The research at Biomechanics and materials laboratory at university of Nebraska Lincoln mainly focuses on basic understanding of mechanisms of TBI at various length and time scales using computations and experiments. Unique in house shock tube testing facility along with high fidelity simulations enabled us to investigate and understand wide variety of issues associated with TBI. Laboratory also collaborates with clinicians, biologist and surgeons across the country.
The research in the Blast Simulation Laboratory at the University of Nebraska–Lincoln mainly focuses on the simulation and measurement of blast waves. In the trauma mechanics research initiative, the blast simulation laboratory focuses on the engineering of the shock tube. This device is the primary means of testing the mechanics of improvised explosive devices (IEDs), the first step for assessing how damage occurs and ways to mitigate it.

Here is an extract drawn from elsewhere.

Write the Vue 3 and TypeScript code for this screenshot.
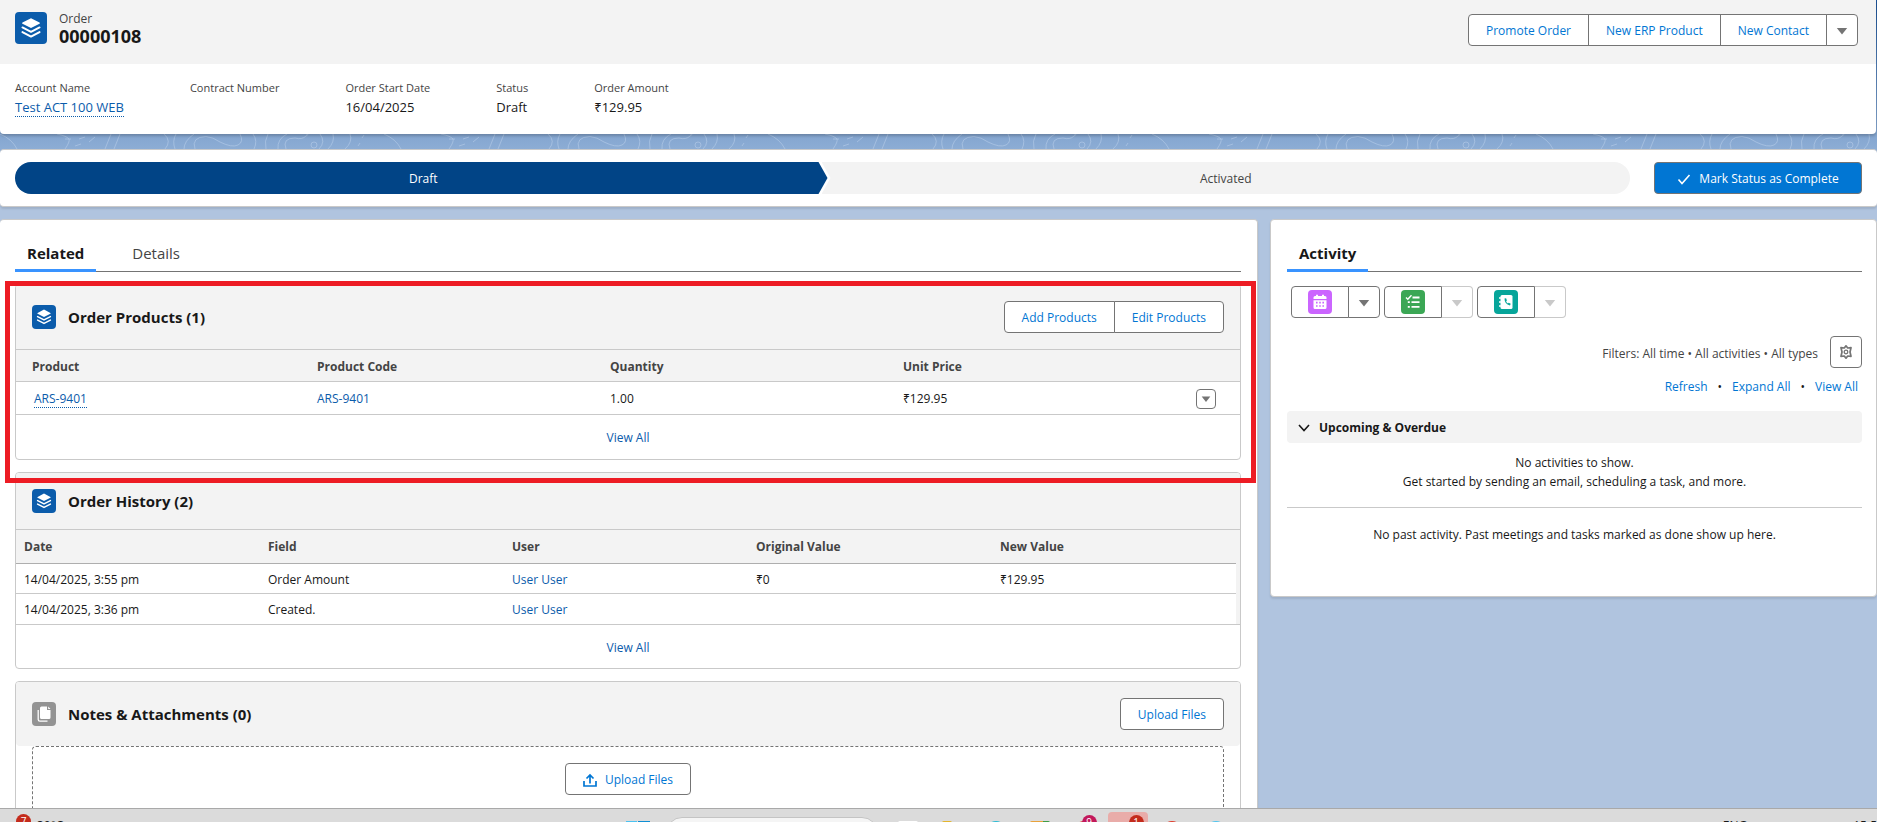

Blast Cellular Mechanics focuses on identifying the mechanical properties of neuronal brain cells, especially in blast loading conditions. This research is being done in two directions: using Raman Spectroscopy to analyze the mechanical behaviors of cells after stretching; and using a Kolsky bar set-up to perform controlled pressure bursts then analyzing cell deformation.
The main goal of the Biology and Mechanics of Neurons research group is to develop an in-vitro platform for the simulation of a broad range of conditions that affect brain tissue when subjected to a traumatic brain injury (TBI). The first stage of the project is to evaluate the cells' response to different levels of injury defined by strain and strain rate and to test the temporal evolution of the damage on a cellular level.
The Applied Mechanisms and Design Research Laboratory's (AMDRL) primary contribution to the Trauma Mechanics Research Initiative is its work on the RED Head, or the realistic explosive dummy head. This group uses material modeling and analysis to find artificial materials for simulating human head. Instrumentation of the head model will be used to record and analyze blast responses. This data can then validated by a developed mathematical model.